Elder Holland reemphasized concern for the people of Japan and said that the Church will work with government agencies, the Red Cross, and others to make available needed resources.


Riverside, California and Sendai, Japan have been sister cities since 1957 in what is one of the oldest continuous sister city relationships in the United States. The city of Sendai was one of the worst hit areas, located just 105 miles from the epicenter of the quake and directly in the path of the tsunami.

The City of Riverside has established a Sendai relief fund and is collecting donations to help its sister city recover from the devastation.  It hopes to raise $250,000.

More information may be obtained and donations made at this web site:

Donated funds are tax deductible and will be held in a separate account designated for Sendai, Japan.  100% of the funds collected will be given directly to officials in Sendai to help them in their recovery efforts.


We perhaps feel a little closer to the people of Japan since we’ve spent the past few months making peace cranes for the Metropolitan Museum’s exhibit honoring Japanese-Americans held in internment camps during WWII. Let’s continue to pray for the people and land of Japan and do whatever we feel inspired to do to help in other ways.
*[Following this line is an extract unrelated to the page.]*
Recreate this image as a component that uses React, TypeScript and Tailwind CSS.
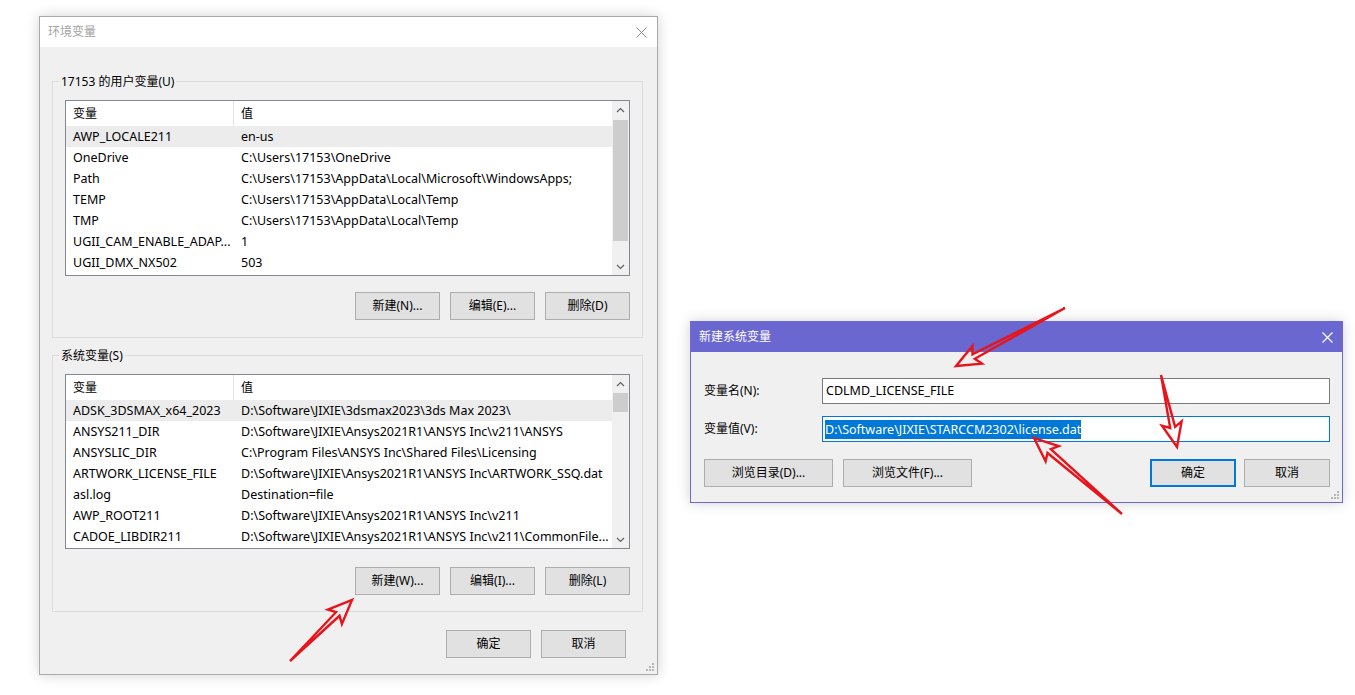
import React from "react";

type Row = [string, string];

const userRows: Row[] = [
  ["AWP_LOCALE211", "en-us"],
  ["OneDrive", "C:\\Users\\17153\\OneDrive"],
  ["Path", "C:\\Users\\17153\\AppData\\Local\\Microsoft\\WindowsApps;"],
  ["TEMP", "C:\\Users\\17153\\AppData\\Local\\Temp"],
  ["TMP", "C:\\Users\\17153\\AppData\\Local\\Temp"],
  ["UGII_CAM_ENABLE_ADAP...", "1"],
  ["UGII_DMX_NX502", "503"],
];

const systemRows: Row[] = [
  ["ADSK_3DSMAX_x64_2023", "D:\\Software\\JIXIE\\3dsmax2023\\3ds Max 2023\\"],
  ["ANSYS211_DIR", "D:\\Software\\JIXIE\\Ansys2021R1\\ANSYS Inc\\v211\\ANSYS"],
  ["ANSYSLIC_DIR", "C:\\Program Files\\ANSYS Inc\\Shared Files\\Licensing"],
  ["ARTWORK_LICENSE_FILE", "D:\\Software\\JIXIE\\Ansys2021R1\\ANSYS Inc\\ARTWORK_SSQ.dat"],
  ["asl.log", "Destination=file"],
  ["AWP_ROOT211", "D:\\Software\\JIXIE\\Ansys2021R1\\ANSYS Inc\\v211"],
  ["CADOE_LIBDIR211", "D:\\Software\\JIXIE\\Ansys2021R1\\ANSYS Inc\\v211\\CommonFile..."],
];

function Chevron({ up }: { up: boolean }) {
  return (
    <svg width="9" height="6" viewBox="0 0 9 6">
      <polyline
        points={up ? "1,5 4.5,1.5 8,5" : "1,1 4.5,4.5 8,1"}
        fill="none"
        stroke="#606060"
        strokeWidth="1.2"
      />
    </svg>
  );
}

function ListView({
  rows,
  thumbTop,
  thumbHeight,
  heightClass,
}: {
  rows: Row[];
  thumbTop: number;
  thumbHeight: number;
  heightClass: string;
}) {
  return (
    <div className={`flex border border-[#828790] bg-white ${heightClass}`}>
      <div className="flex min-w-0 flex-1 flex-col text-[12.5px]">
        <div className="flex h-[25px] items-center text-[12px]">
          <div className="flex h-full w-[168px] items-center border-r border-[#e5e5e5] pl-[7px]">变量</div>
          <div className="pl-[7px]">值</div>
        </div>
        {rows.map(([name, value], i) => (
          <div
            key={name}
            className={`flex h-[21px] items-center whitespace-nowrap pt-[2px] ${i === 0 ? "bg-[#ececec]" : ""}`}
          >
            <div className="w-[168px] overflow-hidden pl-[7px]">{name}</div>
            <div className="overflow-hidden pl-[7px]">{value}</div>
          </div>
        ))}
      </div>
      <div className="flex w-[17px] flex-col bg-[#f0f0f0]">
        <div className="flex h-[17px] items-center justify-center">
          <Chevron up />
        </div>
        <div className="relative flex-1">
          <div
            className="absolute left-[1px] right-[1px] bg-[#cdcdcd]"
            style={{ top: thumbTop, height: thumbHeight }}
          />
        </div>
        <div className="flex h-[17px] items-center justify-center">
          <Chevron up={false} />
        </div>
      </div>
    </div>
  );
}

function Btn({
  children,
  w = "w-[85px]",
  focused = false,
}: {
  children: React.ReactNode;
  w?: string;
  focused?: boolean;
}) {
  return (
    <div
      className={`flex h-[28px] items-center justify-center bg-[#e1e1e1] ${w} ${
        focused ? "border-2 border-[#0078d7]" : "border border-[#adadad]"
      }`}
    >
      {children}
    </div>
  );
}

function GroupBox({
  label,
  children,
  className = "",
}: {
  label: string;
  children: React.ReactNode;
  className?: string;
}) {
  return (
    <div className={`relative border border-[#dcdcdc] px-[12px] pt-[18px] ${className}`}>
      <div className="absolute left-[6px] top-[-9px] bg-[#f0f0f0] px-[2px] leading-[17px]">{label}</div>
      {children}
    </div>
  );
}

function Grip() {
  return (
    <svg width="8" height="8" viewBox="0 0 8 8" className="absolute bottom-[3px] right-[3px]">
      {[
        [6, 0],
        [6, 3],
        [3, 3],
        [6, 6],
        [3, 6],
        [0, 6],
      ].map(([x, y], i) => (
        <rect key={i} x={x} y={y} width="2" height="2" fill="#b8b8b8" />
      ))}
    </svg>
  );
}

function arrowPoints(tx: number, ty: number, px: number, py: number) {
  const dx = px - tx;
  const dy = py - ty;
  const len = Math.hypot(dx, dy);
  const ux = dx / len;
  const uy = dy / len;
  const nx = -uy;
  const ny = ux;
  const h = 20;
  const bx = px - ux * h;
  const by = py - uy * h;
  const b2x = px - ux * (h + 4);
  const b2y = py - uy * (h + 4);
  const w = 2.5;
  const W = 10;
  const pts = [
    [tx, ty],
    [bx + nx * w, by + ny * w],
    [b2x + nx * W, b2y + ny * W],
    [px, py],
    [b2x - nx * W, b2y - ny * W],
    [bx - nx * w, by - ny * w],
  ];
  return pts.map(([x, y]) => `${x.toFixed(1)},${y.toFixed(1)}`).join(" ");
}

export default function App() {
  return (
    <div className="relative h-[695px] w-[1355px] overflow-hidden bg-white font-['Noto_Sans','Noto_Sans_CJK_SC',sans-serif] text-[12px] text-black">
      {/* Environment variables window */}
      <div className="absolute left-[39px] top-[16px] flex h-[659px] w-[619px] flex-col border border-[#aaaaaa] bg-[#f0f0f0] shadow-[0_0_12px_rgba(0,0,0,0.18)]">
        <div className="flex h-[30px] items-center justify-between bg-white pl-[8px] pr-[10px]">
          <span className="text-[#a3a3a3]">环境变量</span>
          <svg width="11" height="11" viewBox="0 0 11 11">
            <path d="M0.5 0.5 L10.5 10.5 M10.5 0.5 L0.5 10.5" stroke="#8a8a8a" strokeWidth="1" />
          </svg>
        </div>
        <div className="relative flex flex-1 flex-col pl-[12px] pr-[14px] pt-[34px]">
          <GroupBox label="17153 的用户变量(U)" className="pb-[17px]">
            <ListView rows={userRows} thumbTop={2} thumbHeight={121} heightClass="h-[176px]" />
            <div className="mt-[16px] flex justify-end gap-[10px]">
              <Btn>新建(N)...</Btn>
              <Btn>编辑(E)...</Btn>
              <Btn>删除(D)</Btn>
            </div>
          </GroupBox>
          <GroupBox label="系统变量(S)" className="mt-[17px] pb-[16px]">
            <ListView rows={systemRows} thumbTop={1} thumbHeight={19} heightClass="h-[175px]" />
            <div className="mt-[18px] flex justify-end gap-[10px]">
              <Btn>新建(W)...</Btn>
              <Btn>编辑(I)...</Btn>
              <Btn>删除(L)</Btn>
            </div>
          </GroupBox>
          <div className="mt-[18px] flex justify-end gap-[10px] pr-[17px]">
            <Btn>确定</Btn>
            <Btn>取消</Btn>
          </div>
          <Grip />
        </div>
      </div>

      {/* New system variable window */}
      <div className="absolute left-[690px] top-[321px] flex h-[182px] w-[653px] flex-col border border-[#6b68cf] bg-[#f0f0f0] shadow-[0_0_12px_rgba(0,0,0,0.18)]">
        <div className="flex h-[30px] items-center justify-between bg-[#6a67d0] pl-[8px] pr-[9px] text-white">
          <span>新建系统变量</span>
          <svg width="11" height="11" viewBox="0 0 11 11">
            <path d="M0.5 0.5 L10.5 10.5 M10.5 0.5 L0.5 10.5" stroke="#ffffff" strokeWidth="1.2" />
          </svg>
        </div>
        <div className="relative flex flex-1 flex-col pl-[13px] pr-[12px] pt-[26px]">
          <div className="flex items-center">
            <div className="w-[118px]">变量名(N):</div>
            <div className="flex h-[26px] flex-1 items-center border border-[#7a7a7a] bg-white pl-[3px] text-[12.5px]">
              CDLMD_LICENSE_FILE
            </div>
          </div>
          <div className="mt-[12px] flex items-center">
            <div className="w-[118px]">变量值(V):</div>
            <div className="flex h-[26px] flex-1 items-center border border-[#0078d7] bg-white pl-[2px] text-[12.5px]">
              <span className="bg-[#0078d7] leading-[19px] text-white">
                D:\Software\JIXIE\STARCCM2302\license.dat
              </span>
            </div>
          </div>
          <div className="mt-[17px] flex items-center">
            <Btn w="w-[129px]">浏览目录(D)...</Btn>
            <div className="ml-[10px]">
              <Btn w="w-[129px]">浏览文件(F)...</Btn>
            </div>
            <div className="ml-auto flex gap-[8px]">
              <Btn focused w="w-[86px]">确定</Btn>
              <Btn w="w-[86px]">取消</Btn>
            </div>
          </div>
          <Grip />
        </div>
      </div>

      {/* Red annotation arrows */}
      <svg className="pointer-events-none absolute left-0 top-0" width="1355" height="695">
        {[
          [290, 661, 352, 600],
          [1065, 308, 956, 366],
          [1161, 375, 1177, 447],
          [1122, 514, 1034, 438],
        ].map(([a, b, c, d], i) => (
          <polygon
            key={i}
            points={arrowPoints(a, b, c, d)}
            fill="none"
            stroke="#e8141b"
            strokeWidth="2.4"
            strokeLinejoin="miter"
          />
        ))}
      </svg>
    </div>
  );
}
Just a bit of caution: Federal officials are urging people to be cautious when they donate money to charities responding to this crisis. The FBI warns that con artists often prey on donors following natural disasters. The Internet Crime Complaint Center says donors should be careful when confronted with unsolicited e-mails asking for credit card information or money transfers. Consumers should try to verify the legitimacy of nonprofit organizations with an Internet search.”